D.3.1 64-bit time symbol handling in the GNU C Library ¶

With respect to time handling, GNU C Library configurations fall in two classes depending on the value of __TIMESIZE:

__TIMESIZE == 32

These dual-time configurations have both 32-bit and 64-bit time support. 32-bit time support provides type time_t and cannot handle dates beyond Y2038. 64-bit time support provides type __time64_t and can handle dates beyond Y2038.

In these configurations, time-related types have two declarations, a 64-bit one, and a 32-bit one; and time-related functions generally have two definitions: a 64-bit one, and a 32-bit one which is a wrapper around the former. Therefore, for every time_t-related symbol, there is a corresponding __time64_t-related symbol, the name of which is usually the 32-bit symbol’s name with __ (a double underscore) prepended and 64 appended. For instance, the 64-bit-time counterpart of clock_gettime is __clock_gettime64.

__TIMESIZE == 64

These single-time configurations only have a 64-bit time_t and related functions, which can handle dates beyond 2038-01-19 03:14:07 (aka Y2038).

In these configurations, time-related types only have a 64-bit declaration; and time-related functions only have one 64-bit definition. However, for every time_t-related symbol, there is a corresponding __time64_t-related macro, the name of which is derived as in the dual-time configuration case, and which expands to the symbol’s name. For instance, the macro __clock_gettime64 expands to clock_gettime.

When __TIMESIZE is set to 64, the GNU C Library will also define the__USE_TIME_BITS64 macro. It is used by the Linux kernel ABI to set the expected time_t size used on some syscalls.

These macros are purely internal to the GNU C Library and exist only so that a single definition of the 64-bit time functions can be used on both single-time and dual-time configurations, and so that glibc code can freely call the 64-bit functions internally in all configurations.

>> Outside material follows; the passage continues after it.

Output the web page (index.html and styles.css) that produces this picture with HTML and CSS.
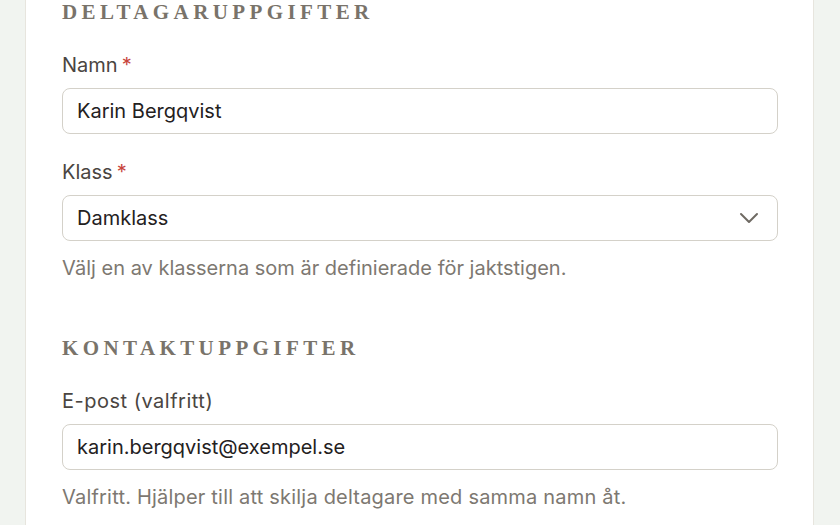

Note: at this point, 64-bit time support in dual-time configurations is work-in-progress, so for these configurations, the public API only makes the 32-bit time support available. In a later change, the public API will allow user code to choose the time size for a given compilation unit.

64-bit variants of time-related types or functions are defined for all configurations and use 64-bit-time symbol names (for dual-time configurations) or macros (for single-time configurations).

32-bit variants of time-related types or functions are defined only for dual-time configurations.

Here is an example with localtime:

Function localtime is declared in time/time.h as

extern struct tm *localtime (const time_t *__timer) __THROW;
libc_hidden_proto (localtime)

For single-time configurations, __localtime64 is a macro which evaluates to localtime; for dual-time configurations, __localtime64 is a function similar to localtime except it uses Y2038-proof types:

#if __TIMESIZE == 64
# define __localtime64 localtime
#else
extern struct tm *__localtime64 (const __time64_t *__timer) __THROW;
libc_hidden_proto (__localtime64)
#endif

(note: type time_t is replaced with __time64_t because time_t is not Y2038-proof, but struct tm is not replaced because it is already Y2038-proof.)

The 64-bit-time implementation of localtime is written as follows and is compiled for both dual-time and single-time configuration classes.

struct tm *
__localtime64 (const __time64_t *t)
{
  return __tz_convert (*t, 1, &_tmbuf);
}
libc_hidden_def (__localtime64)

The 32-bit-time implementation is a wrapper and is only compiled for dual-time configurations:

#if __TIMESIZE != 64

struct tm *
localtime (const time_t *t)
{
  __time64_t t64 = *t;
  return __localtime64 (&t64);
}
libc_hidden_def (localtime)

#endif